(Stored data entries)
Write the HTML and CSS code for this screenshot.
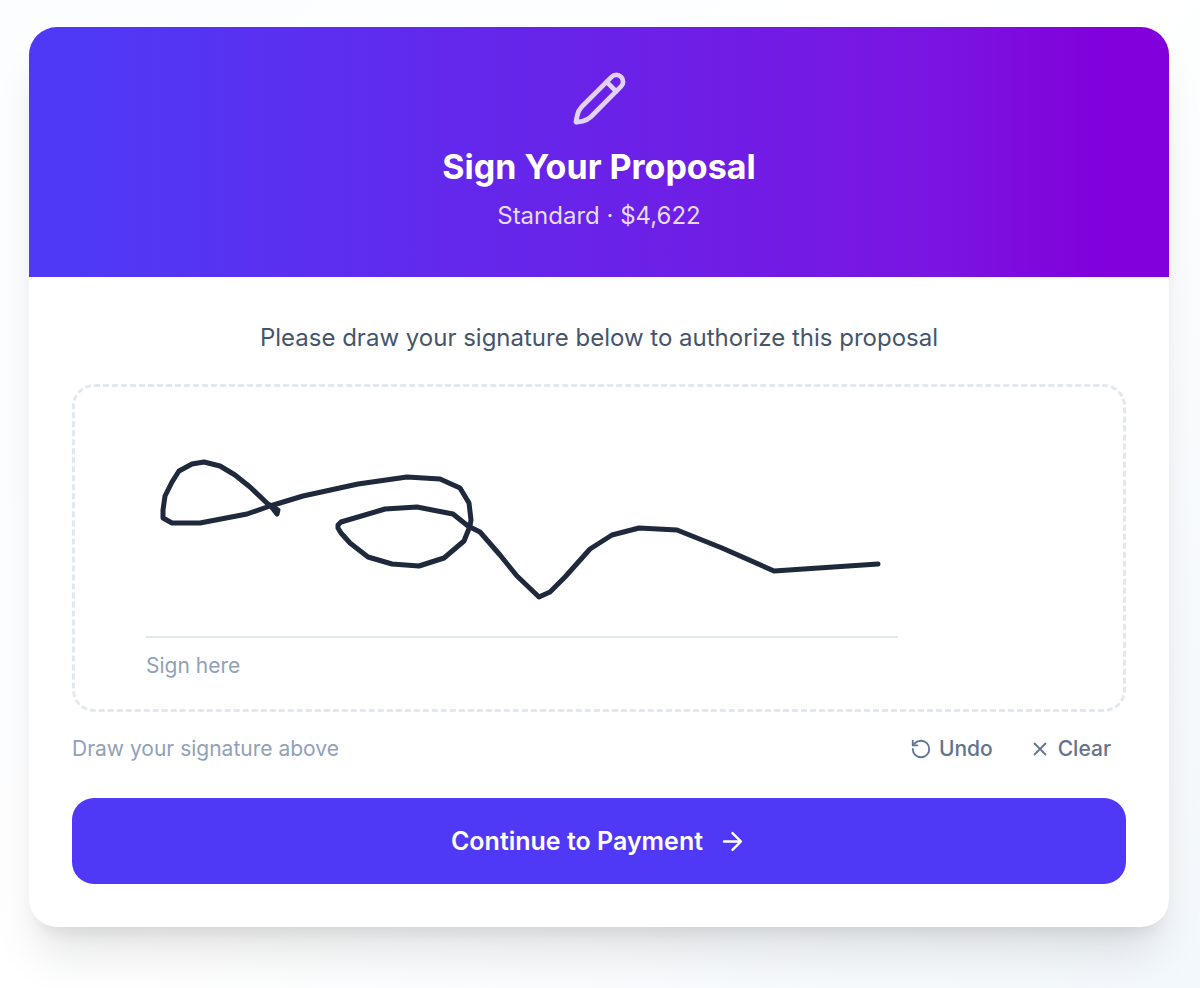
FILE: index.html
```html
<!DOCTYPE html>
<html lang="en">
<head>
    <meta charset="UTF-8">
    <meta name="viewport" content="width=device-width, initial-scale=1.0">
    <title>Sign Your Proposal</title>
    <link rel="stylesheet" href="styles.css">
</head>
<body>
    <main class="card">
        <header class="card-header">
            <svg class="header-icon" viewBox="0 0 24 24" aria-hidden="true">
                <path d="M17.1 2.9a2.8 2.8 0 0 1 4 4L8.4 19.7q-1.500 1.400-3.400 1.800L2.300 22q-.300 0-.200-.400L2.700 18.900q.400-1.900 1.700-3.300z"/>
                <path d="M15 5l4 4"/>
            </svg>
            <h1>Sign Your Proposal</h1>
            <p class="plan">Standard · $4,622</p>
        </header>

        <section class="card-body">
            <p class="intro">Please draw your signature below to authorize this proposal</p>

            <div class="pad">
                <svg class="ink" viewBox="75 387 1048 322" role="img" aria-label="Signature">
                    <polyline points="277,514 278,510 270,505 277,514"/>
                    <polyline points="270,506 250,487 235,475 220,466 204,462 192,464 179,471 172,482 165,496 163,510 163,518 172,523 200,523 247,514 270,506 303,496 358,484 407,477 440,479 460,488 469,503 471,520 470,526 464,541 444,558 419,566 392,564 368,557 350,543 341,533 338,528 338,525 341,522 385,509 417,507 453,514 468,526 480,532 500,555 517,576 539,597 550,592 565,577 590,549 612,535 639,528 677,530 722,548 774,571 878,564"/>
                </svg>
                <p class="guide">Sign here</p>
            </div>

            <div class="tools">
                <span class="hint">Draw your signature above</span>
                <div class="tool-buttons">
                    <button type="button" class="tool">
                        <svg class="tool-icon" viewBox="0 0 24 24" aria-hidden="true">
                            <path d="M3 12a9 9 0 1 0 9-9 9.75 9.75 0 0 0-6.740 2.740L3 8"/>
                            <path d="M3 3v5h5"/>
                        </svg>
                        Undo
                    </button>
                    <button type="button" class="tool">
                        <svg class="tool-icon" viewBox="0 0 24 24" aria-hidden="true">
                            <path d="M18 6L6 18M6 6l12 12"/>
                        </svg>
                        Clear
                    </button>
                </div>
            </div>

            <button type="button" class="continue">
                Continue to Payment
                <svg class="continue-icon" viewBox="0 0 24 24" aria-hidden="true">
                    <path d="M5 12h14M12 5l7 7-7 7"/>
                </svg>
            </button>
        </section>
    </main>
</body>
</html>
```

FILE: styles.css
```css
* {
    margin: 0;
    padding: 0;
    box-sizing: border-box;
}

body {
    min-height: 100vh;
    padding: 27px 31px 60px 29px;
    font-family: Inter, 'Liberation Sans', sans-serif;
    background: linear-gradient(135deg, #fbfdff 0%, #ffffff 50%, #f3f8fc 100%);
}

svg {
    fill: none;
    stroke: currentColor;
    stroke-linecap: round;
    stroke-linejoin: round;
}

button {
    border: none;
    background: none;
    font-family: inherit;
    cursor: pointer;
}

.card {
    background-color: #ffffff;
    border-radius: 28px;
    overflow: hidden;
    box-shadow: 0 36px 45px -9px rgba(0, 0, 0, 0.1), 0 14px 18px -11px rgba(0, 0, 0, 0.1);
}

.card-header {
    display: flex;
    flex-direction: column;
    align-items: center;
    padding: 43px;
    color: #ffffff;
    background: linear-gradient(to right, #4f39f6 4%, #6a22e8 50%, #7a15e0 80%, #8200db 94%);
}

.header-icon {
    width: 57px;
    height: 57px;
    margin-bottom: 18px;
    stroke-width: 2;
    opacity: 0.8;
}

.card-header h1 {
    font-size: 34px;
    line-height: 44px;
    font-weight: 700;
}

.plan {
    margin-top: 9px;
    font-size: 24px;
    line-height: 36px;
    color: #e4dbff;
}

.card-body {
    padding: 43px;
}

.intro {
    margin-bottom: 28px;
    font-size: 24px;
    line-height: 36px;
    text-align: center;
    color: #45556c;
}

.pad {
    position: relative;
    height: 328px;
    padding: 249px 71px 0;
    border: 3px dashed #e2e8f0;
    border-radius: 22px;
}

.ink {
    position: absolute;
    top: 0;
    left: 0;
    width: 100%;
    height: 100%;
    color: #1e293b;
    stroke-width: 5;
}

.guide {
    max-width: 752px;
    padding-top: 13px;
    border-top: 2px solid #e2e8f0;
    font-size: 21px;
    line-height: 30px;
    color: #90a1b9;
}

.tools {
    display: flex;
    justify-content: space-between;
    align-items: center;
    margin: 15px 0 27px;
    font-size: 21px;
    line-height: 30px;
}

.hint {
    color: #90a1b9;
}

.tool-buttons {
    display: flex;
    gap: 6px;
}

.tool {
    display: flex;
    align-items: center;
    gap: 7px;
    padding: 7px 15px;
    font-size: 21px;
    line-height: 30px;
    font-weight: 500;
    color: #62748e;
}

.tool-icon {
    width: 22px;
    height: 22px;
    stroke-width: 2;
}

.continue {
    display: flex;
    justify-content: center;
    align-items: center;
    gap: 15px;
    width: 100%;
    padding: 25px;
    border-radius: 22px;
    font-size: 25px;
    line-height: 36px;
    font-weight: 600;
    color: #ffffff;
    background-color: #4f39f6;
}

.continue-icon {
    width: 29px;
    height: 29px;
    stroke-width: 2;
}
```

--

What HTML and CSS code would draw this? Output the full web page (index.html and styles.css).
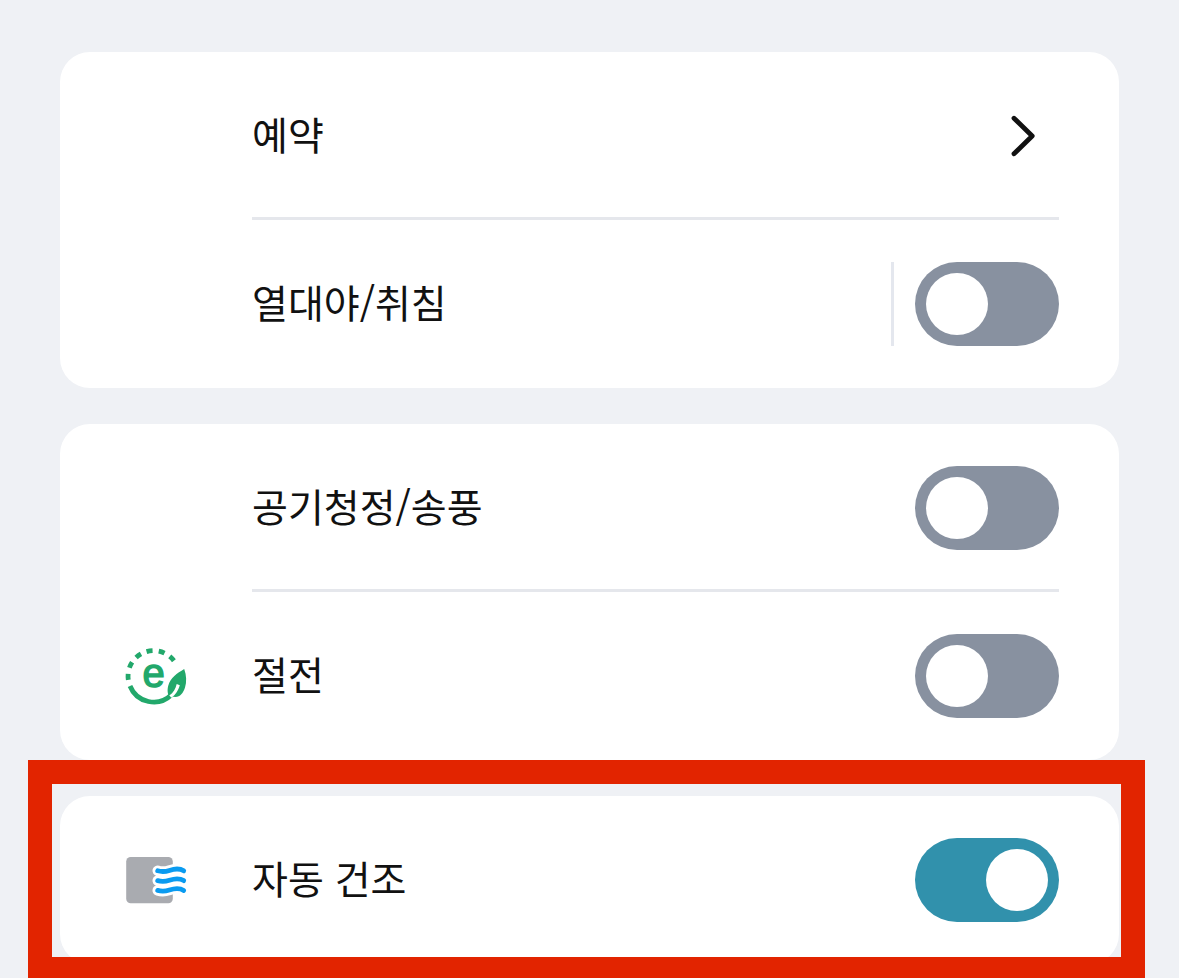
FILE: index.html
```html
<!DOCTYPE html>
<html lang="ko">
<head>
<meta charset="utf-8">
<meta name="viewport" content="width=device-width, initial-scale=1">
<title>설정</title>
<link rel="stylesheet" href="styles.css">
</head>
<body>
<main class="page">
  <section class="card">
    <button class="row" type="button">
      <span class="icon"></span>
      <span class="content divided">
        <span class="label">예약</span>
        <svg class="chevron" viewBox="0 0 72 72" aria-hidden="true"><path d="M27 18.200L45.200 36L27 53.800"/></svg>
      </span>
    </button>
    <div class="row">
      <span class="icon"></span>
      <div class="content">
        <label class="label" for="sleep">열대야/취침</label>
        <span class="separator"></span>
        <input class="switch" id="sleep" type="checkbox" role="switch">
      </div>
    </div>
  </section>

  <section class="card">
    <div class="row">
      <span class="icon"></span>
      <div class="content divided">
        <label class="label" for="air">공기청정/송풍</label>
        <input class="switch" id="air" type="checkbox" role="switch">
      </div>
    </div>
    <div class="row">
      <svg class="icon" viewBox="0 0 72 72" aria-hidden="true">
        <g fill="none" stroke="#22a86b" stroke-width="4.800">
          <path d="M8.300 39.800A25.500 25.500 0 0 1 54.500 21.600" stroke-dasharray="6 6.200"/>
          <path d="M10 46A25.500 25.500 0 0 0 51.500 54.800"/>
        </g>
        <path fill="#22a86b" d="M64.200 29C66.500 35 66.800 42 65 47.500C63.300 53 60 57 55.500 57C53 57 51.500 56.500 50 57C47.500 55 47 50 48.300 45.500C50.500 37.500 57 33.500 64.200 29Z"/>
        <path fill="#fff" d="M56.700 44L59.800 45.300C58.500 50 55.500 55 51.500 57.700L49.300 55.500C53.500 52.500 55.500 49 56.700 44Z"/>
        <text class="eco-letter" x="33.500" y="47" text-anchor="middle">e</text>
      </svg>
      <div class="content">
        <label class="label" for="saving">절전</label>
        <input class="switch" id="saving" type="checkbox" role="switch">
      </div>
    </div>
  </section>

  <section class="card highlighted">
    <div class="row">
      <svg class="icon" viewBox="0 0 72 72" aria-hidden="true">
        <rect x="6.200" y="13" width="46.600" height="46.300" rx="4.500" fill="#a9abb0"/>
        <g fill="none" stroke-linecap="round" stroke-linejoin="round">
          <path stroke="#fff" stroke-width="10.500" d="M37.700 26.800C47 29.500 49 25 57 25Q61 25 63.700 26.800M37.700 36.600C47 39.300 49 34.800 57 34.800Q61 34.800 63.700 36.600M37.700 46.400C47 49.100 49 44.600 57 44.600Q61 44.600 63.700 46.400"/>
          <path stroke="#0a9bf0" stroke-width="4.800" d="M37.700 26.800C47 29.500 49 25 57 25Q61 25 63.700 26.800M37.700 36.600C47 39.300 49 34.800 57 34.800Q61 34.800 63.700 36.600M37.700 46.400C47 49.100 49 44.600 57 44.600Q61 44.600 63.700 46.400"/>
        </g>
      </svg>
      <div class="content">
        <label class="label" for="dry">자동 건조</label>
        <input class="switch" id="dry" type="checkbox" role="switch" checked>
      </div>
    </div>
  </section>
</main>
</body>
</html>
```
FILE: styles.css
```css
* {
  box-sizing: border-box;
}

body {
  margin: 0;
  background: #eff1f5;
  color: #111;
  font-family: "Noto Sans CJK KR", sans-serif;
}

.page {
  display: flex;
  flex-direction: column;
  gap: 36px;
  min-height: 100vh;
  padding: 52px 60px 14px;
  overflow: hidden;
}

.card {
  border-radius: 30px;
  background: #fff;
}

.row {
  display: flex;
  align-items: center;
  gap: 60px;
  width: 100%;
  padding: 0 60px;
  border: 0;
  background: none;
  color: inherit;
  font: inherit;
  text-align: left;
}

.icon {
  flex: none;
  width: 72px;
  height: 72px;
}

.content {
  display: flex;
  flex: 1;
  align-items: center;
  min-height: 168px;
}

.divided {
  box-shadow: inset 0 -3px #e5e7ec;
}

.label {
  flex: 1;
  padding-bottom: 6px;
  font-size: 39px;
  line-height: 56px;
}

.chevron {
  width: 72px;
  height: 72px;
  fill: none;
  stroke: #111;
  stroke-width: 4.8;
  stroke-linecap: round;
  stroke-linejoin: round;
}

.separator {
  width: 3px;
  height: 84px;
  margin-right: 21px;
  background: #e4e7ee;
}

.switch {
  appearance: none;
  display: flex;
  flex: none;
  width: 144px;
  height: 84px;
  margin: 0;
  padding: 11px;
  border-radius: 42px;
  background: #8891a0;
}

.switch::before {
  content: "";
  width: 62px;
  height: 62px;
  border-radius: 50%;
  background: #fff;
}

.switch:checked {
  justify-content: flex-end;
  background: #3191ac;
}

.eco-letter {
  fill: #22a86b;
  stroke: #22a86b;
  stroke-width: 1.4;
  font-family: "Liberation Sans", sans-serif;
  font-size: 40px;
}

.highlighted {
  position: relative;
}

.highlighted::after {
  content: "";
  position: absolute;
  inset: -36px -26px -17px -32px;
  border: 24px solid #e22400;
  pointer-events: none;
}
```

PROBLEM
List all lines in the material containing the string "page".

RESULT
What HTML and CSS code would draw this? Output the full web page (index.html and styles.css).
<main class="page">
.page {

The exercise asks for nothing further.